Thirdly, yoga. I’m not an incredible yogi that’s always doing yoga, but I do a little bit every week and I found that when you first get into a hotel room or something, you just pop your legs up against the wall for ten minutes, and it does great stuff to ground you and just bring you back into your body and back into your breathing.

Finally, water. It’s just drinking a truckload of water because the nature of travel and being inside of air conditioning pretty much all the time is that your body becomes really dehydrated. Just drinking stacks of water can really help.

On the biggest impediment to writing…

There are always distractions. I think the biggest impediment to writing for people these days, are mobile phones. It’s very tricky because they’re so addictive and particularly if you’re having a bit of a rough day with the writing, you can just pick up the phone and scroll through an Instagram feed and half an hour later you haven’t written anything.

I haven’t got to a place yet where I am able to put the phone away for long periods of time. It tends to creep onto my desk. I’d love to be able to say to you, ‘Yes, I’m so disciplined and I put my phone down and I never get it while I’m writing.’ I’m sure it’s something to work toward.
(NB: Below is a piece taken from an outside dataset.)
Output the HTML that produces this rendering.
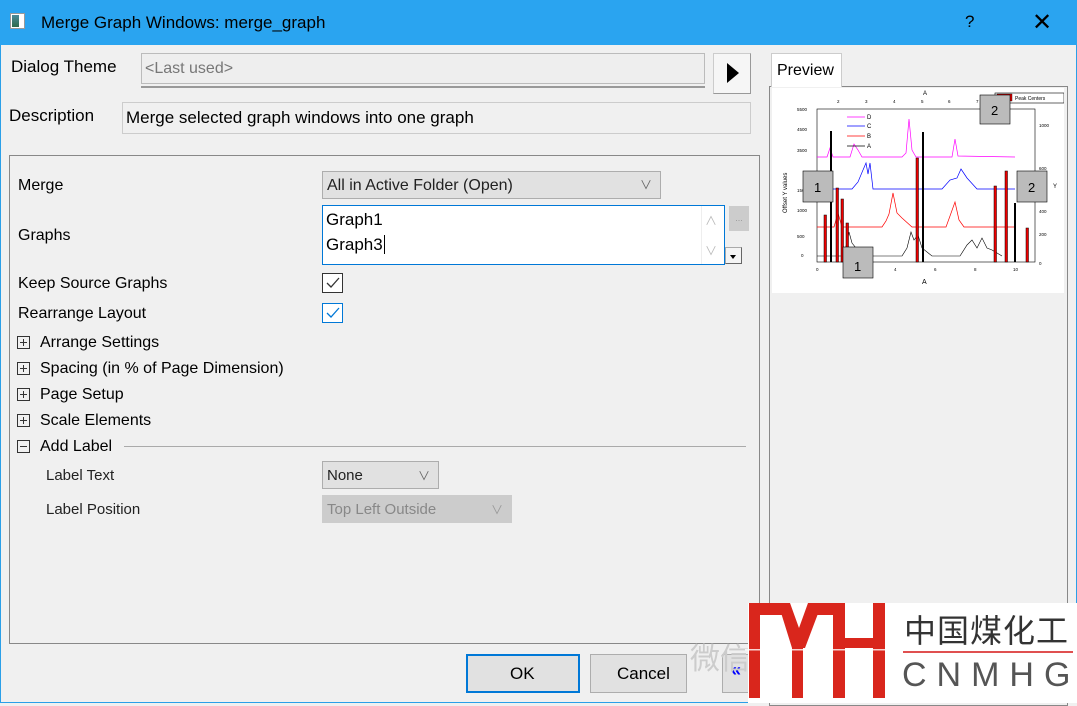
<!DOCTYPE html>
<html><head><meta charset="utf-8"><style>
*{margin:0;padding:0;box-sizing:border-box}
body{width:1077px;height:703px;background:#f0f0f0;font-family:"Liberation Sans","Noto Sans CJK SC",sans-serif;position:relative;overflow:hidden;color:#000}
.a{position:absolute}
.t{font-size:16px;white-space:nowrap}
.s{font-size:15px;white-space:nowrap;color:#222}
.pl{position:absolute;width:13px;height:13px;border:1px solid #333}
.pl:before{content:"";position:absolute;left:2px;right:2px;top:5px;height:1px;background:#333}
.pl.p:after{content:"";position:absolute;top:2px;bottom:2px;left:5px;width:1px;background:#333}
</style></head><body>
<div class="a" style="left:0;top:0;width:1077px;height:703px;border:1px solid #2a9fe8"></div>
<div class="a" style="left:0;top:0;width:1077px;height:45px;background:#2aa4f0"></div>
<div class="a" style="left:10px;top:13px;width:15px;height:16px;background:#fff;border:1px solid #999"><div style="position:absolute;left:1px;top:1px;width:7px;height:12px;background:linear-gradient(#4a8a9a,#2f6b4b)"></div></div>
<div class="a t" style="left:41px;top:13px;font-size:17px">Merge Graph Windows: merge_graph</div>
<div class="a t" style="left:965px;top:12px;font-size:17px">?</div>
<div class="a t" style="left:1032px;top:8px;font-size:24px;font-weight:300">✕</div>

<div class="a t" style="left:11px;top:57px;font-size:17px">Dialog Theme</div>
<div class="a" style="left:141px;top:53px;width:564px;height:31px;border:1px solid #bbb;background:#eee"></div>
<div class="a" style="left:141px;top:86px;width:564px;height:2px;border-top:1px solid #999;border-bottom:1px solid #999"></div>
<div class="a t" style="left:145px;top:60px;color:#777">&lt;Last used&gt;</div>
<div class="a" style="left:713px;top:53px;width:38px;height:41px;background:#f6f6f6;border:1px solid #ccc;border-right-color:#999;border-bottom-color:#999"></div>
<div class="a" style="left:727px;top:63px;width:0;height:0;border-top:10px solid transparent;border-bottom:10px solid transparent;border-left:12px solid #000"></div>
<div class="a t" style="left:9px;top:106px;font-size:17px">Description</div>
<div class="a" style="left:122px;top:102px;width:629px;height:32px;border:1px solid #ccc"></div>
<div class="a t" style="left:126px;top:108px;font-size:17px">Merge selected graph windows into one graph</div>

<div class="a" style="left:9px;top:155px;width:751px;height:489px;border:1px solid #888"></div>
<div class="a t" style="left:18px;top:177px">Merge</div>
<div class="a" style="left:322px;top:171px;width:339px;height:28px;border:1px solid #adadad;background:#e1e1e1"></div>
<div class="a t" style="left:327px;top:177px;color:#222">All in Active Folder (Open)</div>
<div class="a s" style="left:640px;top:176px;color:#666;font-size:12px">∨</div>
<div class="a t" style="left:18px;top:227px">Graphs</div>
<div class="a" style="left:322px;top:205px;width:403px;height:60px;border:1px solid #0078d7;background:#fff"></div>
<div class="a" style="left:701px;top:206px;width:1px;height:58px;background:#eee"></div>
<div class="a t" style="left:326px;top:210px;font-size:17px">Graph1</div>
<div class="a t" style="left:326px;top:235px;font-size:17px">Graph3<span style="border-left:1px solid #000;margin-left:1px"></span></div>
<div class="a" style="left:705px;top:212px;color:#bbb;font-size:12px">∧</div>
<div class="a" style="left:705px;top:242px;color:#bbb;font-size:12px">∨</div>
<div class="a" style="left:729px;top:206px;width:20px;height:25px;background:#ccc;border:1px solid #ccc;color:#999;font-size:9px;text-align:center;line-height:22px">...</div>
<div class="a" style="left:725px;top:247px;width:17px;height:17px;background:#f4f4f4;border:1px solid #aaa;border-right-color:#666;border-bottom-color:#666"><div style="position:absolute;left:4px;top:7px;border-left:3px solid transparent;border-right:3px solid transparent;border-top:4px solid #000"></div></div>

<div class="a t" style="left:18px;top:275px">Keep Source Graphs</div>
<div class="a" style="left:322px;top:273px;width:21px;height:20px;border:1px solid #333;background:#fff"></div>
<svg class="a" style="left:322px;top:273px" width="21" height="20"><path d="M5 10l4 4 8-9" stroke="#333" stroke-width="1.3" fill="none"/></svg>
<div class="a t" style="left:18px;top:305px">Rearrange Layout</div>
<div class="a" style="left:322px;top:303px;width:21px;height:20px;border:1px solid #0078d7;background:#fff"></div>
<svg class="a" style="left:322px;top:303px" width="21" height="20"><path d="M5 10l4 4 8-9" stroke="#0078d7" stroke-width="1.3" fill="none"/></svg>

<div class="pl p" style="left:17px;top:336px"></div><div class="a t" style="left:40px;top:334px">Arrange Settings</div>
<div class="pl p" style="left:17px;top:362px"></div><div class="a t" style="left:40px;top:360px">Spacing (in % of Page Dimension)</div>
<div class="pl p" style="left:17px;top:388px"></div><div class="a t" style="left:40px;top:386px">Page Setup</div>
<div class="pl p" style="left:17px;top:414px"></div><div class="a t" style="left:40px;top:412px">Scale Elements</div>
<div class="pl" style="left:17px;top:440px"></div><div class="a t" style="left:40px;top:438px">Add Label</div>
<div class="a" style="left:124px;top:446px;width:622px;height:1px;background:#aaa"></div>
<div class="a s" style="left:46px;top:467px">Label Text</div>
<div class="a" style="left:322px;top:461px;width:117px;height:28px;border:1px solid #adadad;background:#e1e1e1"></div>
<div class="a s" style="left:327px;top:467px">None</div>
<div class="a" style="left:418px;top:467px;color:#666;font-size:12px">∨</div>
<div class="a s" style="left:46px;top:501px">Label Position</div>
<div class="a" style="left:322px;top:495px;width:190px;height:28px;border:1px solid #ccc;background:#ccc"></div>
<div class="a s" style="left:327px;top:501px;color:#888">Top Left Outside</div>
<div class="a" style="left:491px;top:501px;color:#999;font-size:12px">∨</div>

<div class="a" style="left:769px;top:86px;width:299px;height:620px;border:1px solid #888;background:#f0f0f0"></div>
<div class="a" style="left:771px;top:53px;width:71px;height:34px;border:1px solid #ccc;border-bottom:none;background:#fff"></div>
<div class="a t" style="left:777px;top:62px">Preview</div>
<div class="a" style="left:772px;top:88px;width:292px;height:205px;background:#fff"></div>
<svg class="a" style="left:772px;top:88px" width="292" height="205" font-family="Liberation Sans" font-size="5">
<rect x="45" y="21" width="218" height="153" fill="none" stroke="#000" stroke-width=".6"/>
<text x="151" y="7" font-size="6">A</text>
<g font-size="4.5"><text x="65" y="15">2</text><text x="93" y="15">3</text><text x="121" y="15">4</text><text x="149" y="15">5</text><text x="176" y="15">6</text><text x="204" y="15">7</text>
<text x="44" y="183">0</text><text x="83" y="183">2</text><text x="122" y="183">4</text><text x="162" y="183">6</text><text x="202" y="183">8</text><text x="241" y="183">10</text>
<text x="25" y="23">5500</text><text x="25" y="43">4500</text><text x="25" y="64">3500</text><text x="25" y="104">1500</text><text x="25" y="124">1000</text><text x="25" y="150">500</text><text x="29" y="169">0</text>
<text x="267" y="39">1000</text><text x="267" y="82">600</text><text x="267" y="125">400</text><text x="267" y="148">200</text><text x="267" y="177">0</text></g>
<polyline points="45,69 55,69 58,60 61,69 78,69 82,56 86,62 90,69 130,69 134,65 137,31 140,62 144,69 180,69 183,51 186,68 243,69" stroke="#f0f" fill="none" stroke-width=".7"/>
<polyline points="45,101 80,101 86,94 91,82 94,75 96,86 98,75 101,101 170,101 178,92 185,90 189,81 195,90 205,101 243,101" stroke="#00f" fill="none" stroke-width=".7"/>
<polyline points="45,139 62,139 66,125 70,139 110,139 114,133 117,126 121,105 125,125 130,130 140,139 174,139 178,128 183,114 187,132 192,139 243,139" stroke="#f00" fill="none" stroke-width=".7"/>
<polyline points="45,168 72,168 77,144 80,155 84,160 90,166 100,168 130,168 135,160 139,144 142,152 146,147 150,160 160,168 188,168 195,157 200,152 205,160 210,150 215,160 220,162 230,168" stroke="#000" fill="none" stroke-width=".6"/>
<g fill="#000"><rect x="58" y="43" width="2" height="131"/><rect x="150" y="44" width="2" height="130"/><rect x="242" y="115" width="2" height="59"/></g>
<g fill="#e00" stroke="#000" stroke-width=".5"><rect x="52" y="127" width="2.5" height="47"/><rect x="64" y="100" width="2.5" height="74"/><rect x="69" y="111" width="2.5" height="63"/><rect x="74" y="135" width="2.5" height="39"/><rect x="144" y="70" width="2.5" height="104"/><rect x="222" y="98" width="2.5" height="76"/><rect x="233" y="83" width="2.5" height="91"/><rect x="254" y="140" width="2.5" height="34"/></g>
<g stroke-width=".8"><line x1="75" y1="29" x2="93" y2="29" stroke="#f0f"/><line x1="75" y1="38" x2="93" y2="38" stroke="#00f"/><line x1="75" y1="48" x2="93" y2="48" stroke="#f00"/><line x1="75" y1="58" x2="93" y2="58" stroke="#000"/></g>
<g font-size="6"><text x="95" y="31">D</text><text x="95" y="40">C</text><text x="95" y="50">B</text><text x="95" y="60">A</text></g>
<text x="15" y="125" transform="rotate(-90 15 125)" font-size="6">Offset Y values</text>
<text x="150" y="196" font-size="7">A</text>
<text x="281" y="100" font-size="6">Y</text>
<rect x="223" y="5" width="69" height="10" fill="#fff" stroke="#000" stroke-width=".6"/><rect x="225" y="6" width="15" height="7" fill="#e00" stroke="#000" stroke-width=".4"/><text x="243" y="12">Peak Centers</text>
<g fill="#bbb" stroke="#000" stroke-width=".6"><rect x="31" y="83" width="30" height="31"/><rect x="208" y="7" width="30" height="29"/><rect x="245" y="83" width="30" height="31"/><rect x="71" y="159" width="30" height="31"/></g>
<g font-size="13"><text x="42" y="104">1</text><text x="219" y="27">2</text><text x="256" y="104">2</text><text x="82" y="183">1</text></g>
</svg>

<div class="a" style="left:466px;top:654px;width:114px;height:39px;border:2px solid #0078d7;background:#e1e1e1"></div>
<div class="a t" style="left:510px;top:664px;font-size:17px">OK</div>
<div class="a" style="left:590px;top:654px;width:97px;height:39px;border:1px solid #adadad;background:#e1e1e1"></div>
<div class="a t" style="left:617px;top:664px;font-size:17px">Cancel</div>
<div class="a" style="left:722px;top:654px;width:30px;height:39px;border:1px solid #adadad;background:#e1e1e1"></div>
<div class="a t" style="left:731px;top:660px;color:#00f;font-size:18px;font-weight:bold">«</div>
<div class="a t" style="left:690px;top:634px;font-size:30px;color:#ccc">微信</div>

<div class="a" style="left:748px;top:603px;width:329px;height:100px;background:#fff"></div>
<svg class="a" style="left:745px;top:598px" width="150" height="105"><g fill="#d9261c">
<rect x="4" y="5" width="11" height="95"/>
<rect x="4" y="5" width="38" height="12"/>
<polygon points="33,5 45,5 54,30 63,5 77,5 60,50 47,50"/>
<rect x="70" y="5" width="30" height="12"/>
<rect x="47" y="50" width="11" height="50"/>
<rect x="88" y="5" width="12" height="95"/>
<rect x="128" y="5" width="12" height="95"/>
<rect x="88" y="40" width="52" height="10"/>
</g><rect x="0" y="51" width="150" height="1.5" fill="#fff" opacity=".8"/></svg>
<div class="a" style="left:904px;top:606px;font-size:32px;color:#333;letter-spacing:1px;font-family:'Noto Sans CJK SC',sans-serif;white-space:nowrap">中国煤化工</div>
<div class="a" style="left:903px;top:651px;width:170px;height:2px;background:#e05050"></div>
<div class="a" style="left:902px;top:656px;font-size:34px;color:#555;letter-spacing:10px;white-space:nowrap">CNMHG</div>
</body></html>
On what she wish she knew earlier…

I think it’s that thing of just trusting your intuition and allowing yourself to have your own individual voice. When I first started out, I thought I had to be something or a character or be all interesting and mysterious and cool. I had all of these ideas about how I was meant to project myself to an audience.

Now I just think that it’s really about trusting that you have something to say and there’s only one of you. There’s only one person on this planet who’s going to say it the way you say it, and it’s really making space and mining that quality, the you-ness in your work that will make it stand out from the pack.